Lawyers for Trump and his co-defendants have argued that the Fulton County district attorney, Fani Willis, and the special prosecutor she hired to manage the case, Nathan Wade, should be disqualified from the case because their romantic and financial entanglements had created a conflict of interest. Willis and Wade forcefully rejected those accusations in testimony Thursday, with Willis accusing the defense lawyers of spreading “lies.”
ADVERTISING
“You think I’m on trial,” Willis told Ashleigh Merchant, a lawyer for Michael Roman, a former Trump campaign official who is a co-defendant in the case. “These people are on trial for trying to steal an election in 2020. I’m not on trial, no matter how hard you try to put me on trial.”

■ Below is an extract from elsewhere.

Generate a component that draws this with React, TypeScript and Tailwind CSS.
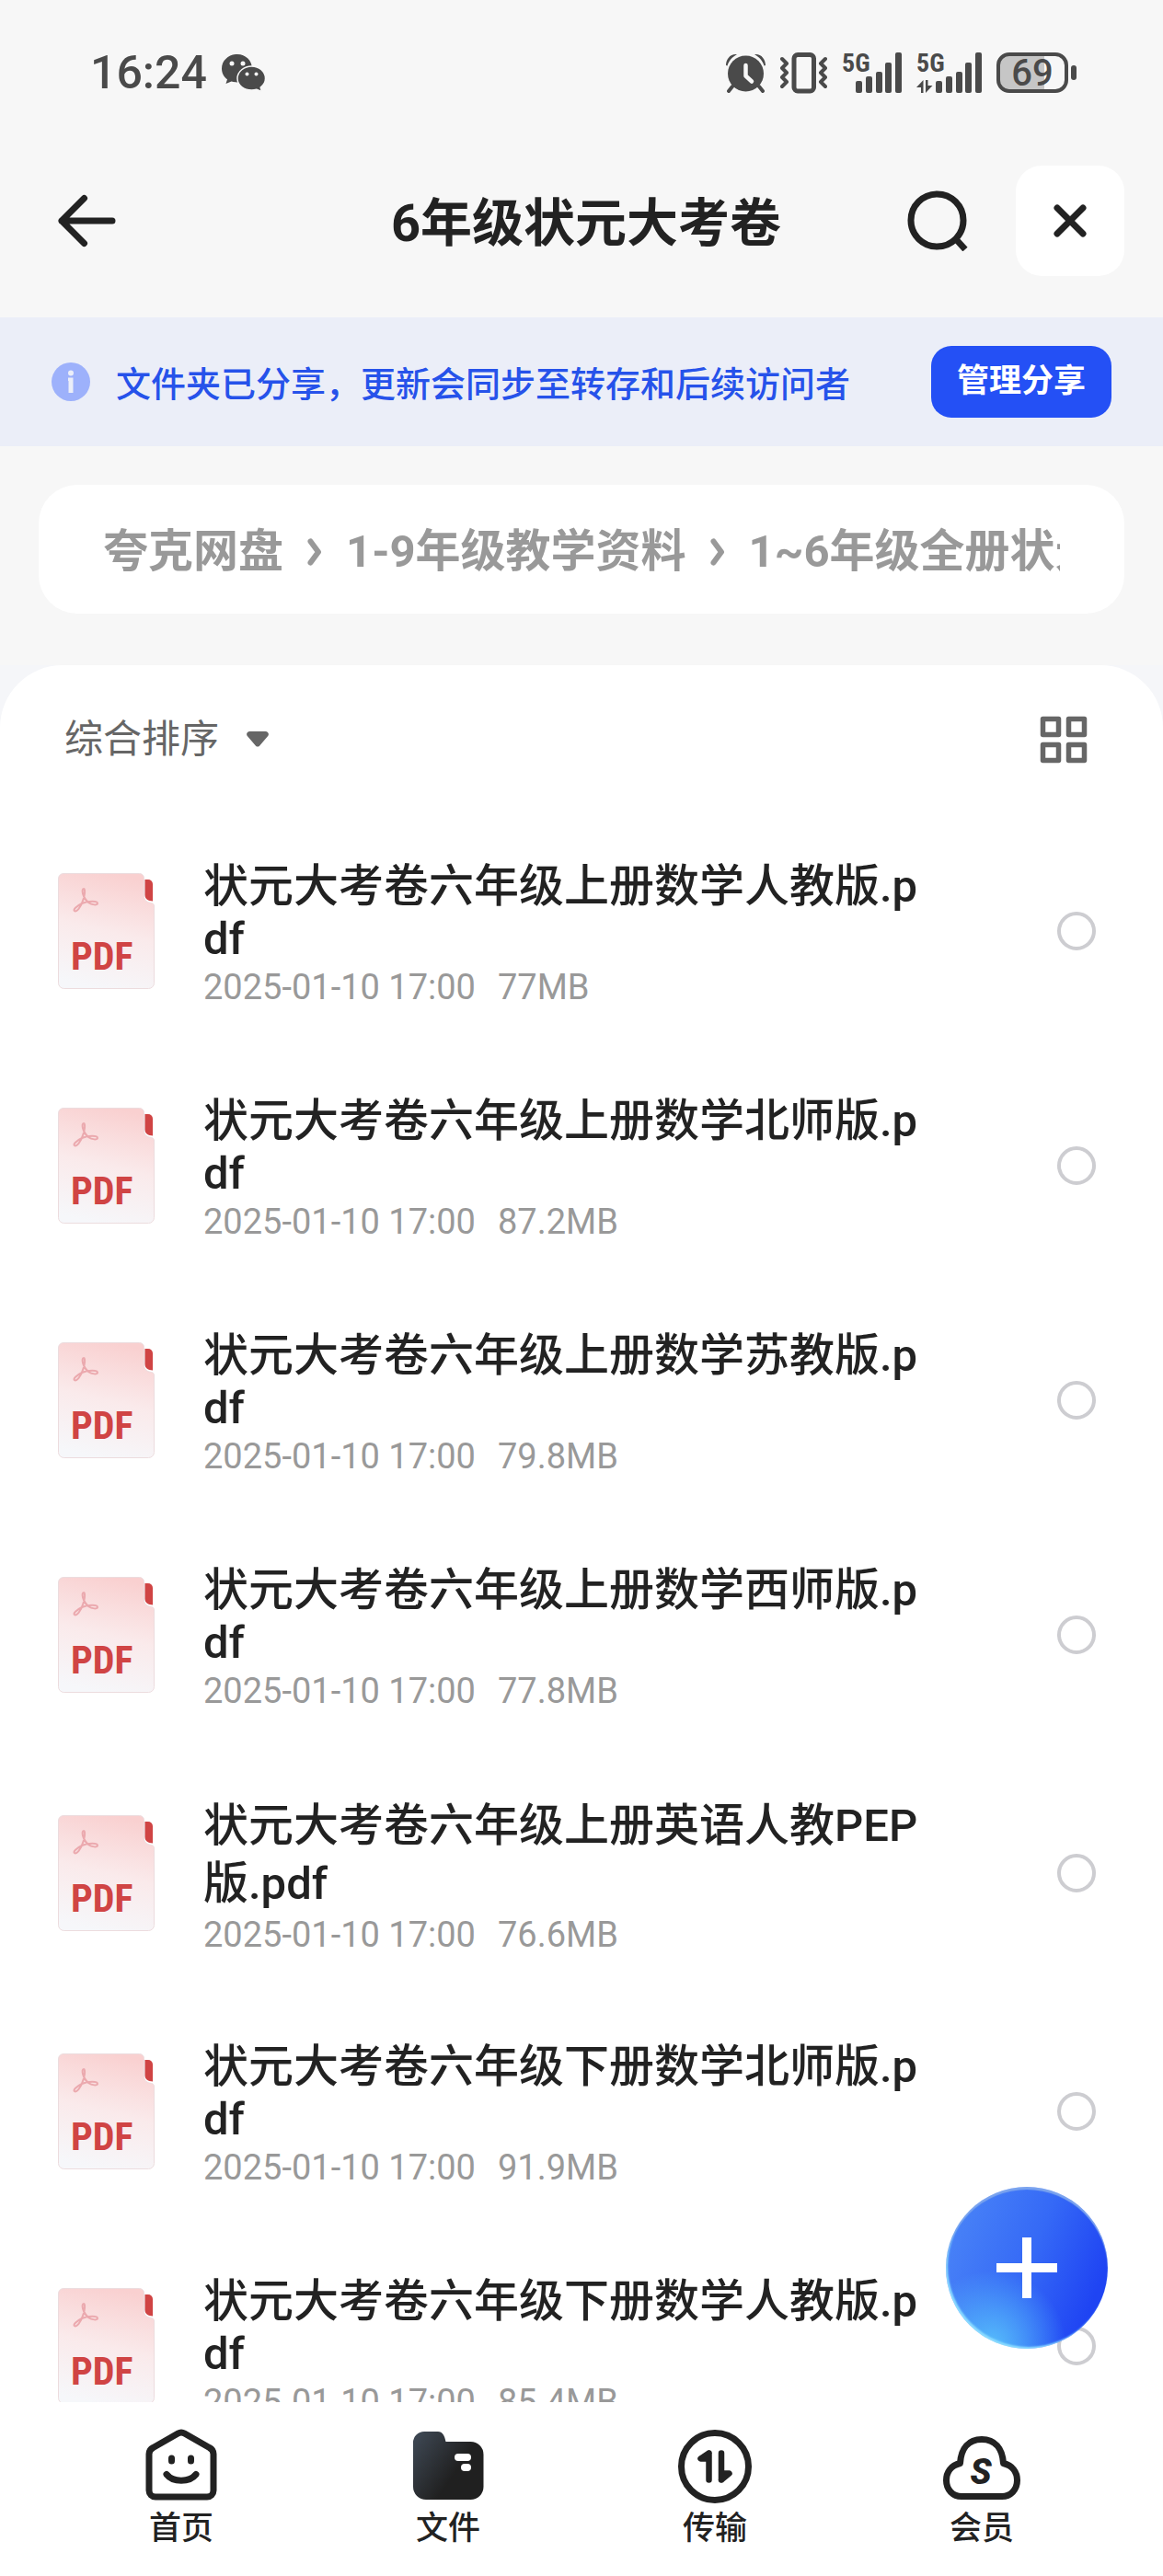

The hearing, in Fulton County Superior Court, was a remarkable turn of events, as the prosecutors who have accused Trump of trying to invalidate election results were grilled by the defense lawyers about the trips they took together, their breakup and who paid for their meals and hotels.
Willis took the stand after her former friend, Robin Bryant-Yeartie, testified that Willis and Wade began a romantic relationship in 2019, before Willis hired him in November 2021. She said that it continued until she and Willis last spoke in 2022, just before they had a falling out.
The timeline that Bryant-Yeartie outlined could be pivotal for the defense’s efforts to derail the case against Trump and his co-defendants. If the defense can establish that Willis and Wade began a romance before he was hired, it would help the argument that they should be disqualified from the case for a conflict of interest.
The defense is arguing Willis had hired Wade because they would both benefit financially. Wade has been paid more than $650,000 since being hired, and defense lawyers say he charged thousands of dollars to his credit cards for vacations with Willis. She says she reimbursed him in cash for the trips.
Bryant-Yeartie said she had “no doubt” about the timing of the romantic relationship and had seen “hugging, kissing,” and “just affection” between Willis and Wade as early as 2019.
But Willis and Wade both testified that their romance began in early 2022, after Willis had hired him as a special prosecutor, and well after they had first met, at a judicial conference in 2019. Both said that their relationship ended in the summer of 2023, around the same time Trump and his co-defendants were indicted.
Willis’ temper sometimes flared while under aggressive questioning about her personal life. When Merchant suggested that Willis had lived with Wade for a time, Willis shouted “It’s a lie,” prompting the judge, Scott McAfee, to order a short break in the proceedings.
But she also peppered her testimony with folksy observations about relationships. Explaining the timing of her breakup with Wade, she said men think a relationship ends when sexual relations do, but women don’t consider a relationship to be over until the final “tough conversation.”
She also said that she and Wade had often fought over her desire to pay her own way. It was wise, she said, for women to keep large sums of cash at home for emergencies; she added that she always carried $200 on a date in case it went badly.
“I don’t need anything from a man,” Willis said. “A man is not a plan — a man is a companion.”
The hearing will continue Friday with further testimony. McAfee, who is overseeing the Trump case, is holding the hearing to determine if there is evidence of a conflict of interest. He has said that even “the appearance of” a conflict could lead to disqualification. Trump and other defendants are also seeking to have the cases against them dismissed, although that seems unlikely to happen.
If Wade and Willis are disqualified, it could upend or at least delay the case, one of four Trump is facing as he tries to secure the Republican presidential nomination and is making the charges against him a central element of his campaign.
Another Georgia prosecutor would have to be assigned to handle the sprawling and politically explosive case in the event of disqualification. That prosecutor could continue the case, make changes — such as adding or dropping charges or defendants — or even drop the case altogether.
The allegations of an improper relationship between the prosecutors have no direct bearing on the merits of the case against Trump and 18 other defendants, who were indicted in August on charges of racketeering and other crimes in connection with a plot to subvert the presidential election results in Georgia and other swing states. Four of the defendants have already pleaded guilty.